Different points of view are swarming about. Our divisions have divisions. What can we do? Here’s an old story from Central Asia.
In Islam, the Nasrudin tales star Nasrudin, a character who plays the wise man or the fool to illustrate automatic thought patterns of the human condition. This is a story of Nasrudin and his clerk. (An identical story, starring the Big Rabbi and the Little Rabbi, is found in the Hasidic tales of Judaism.)
Nasrudin Becomes a Judge
Nasrudin had studied long and hard to become a judge and was finally ready to hear his first case. He sat at a table in the marketplace, his clerk beside him, ready to settle a dispute between two important men in the village. The villagers watched, eager to hear the resolution.
The first man rose and set out his argument, carefully checking to see that the villagers agreed with each of his points. He concluded, completely supported by the consensus.
Nasrudin stood up and said, “You are right!”
The clerk tugged at his robe, saying, “It is your job to hear both sides of the story.” Nasrudin agreed, sat down, and asked the second party to speak.
The second man used razor-sharp reasoning, ending with a brilliant story, to support the obvious truth of his position.

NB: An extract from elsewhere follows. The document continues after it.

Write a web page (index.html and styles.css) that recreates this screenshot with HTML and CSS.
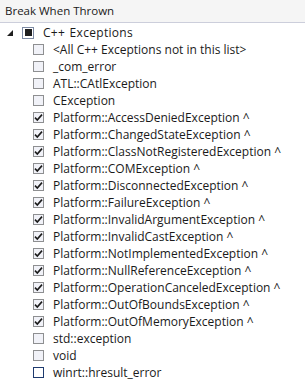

Again Nasrudin stood up and said, “You are right!”
The clerk angered at Nasrudin’s hasty responses, shouted: “They can’t both be right!”
Nasrudin jumped to the top of the desk, and, louder than the clerk, shouted: “You are right!”
Being right is different in the marketplace than it is in our hearts.
In the marketplace, there is not only my point of view but those of everyone else. Each group is “right,” but few can be elevated to the station of “Right”. Many groups claim God is on their side.
But democracy is built on the ability of different sides to hear each other, compromise and move forward.
Wherever there is a significant divide, we must stand back to understand the other’s basic fears, needs, and wants. At the same time, we must consider our universal susceptibility to manipulation by fear, anger, hate, and greed tactics. We must also understand different kinds of power.
Then we lay it on the table. What do we feel and want? What do the other groups feel and want? What do we all feel and want? Now we negotiate. Negotiate. Negotiate.
Although my heart is similar to the marketplace, I get to decide what is right. Will I even care? Which “I” will be the judge? Will it be the still small voice of conscience, the whisper of Spirit? Will it be my selfish persona, with its focus on winning the pot for me and mine?
Considerations of the heart belong in the marketplace as well.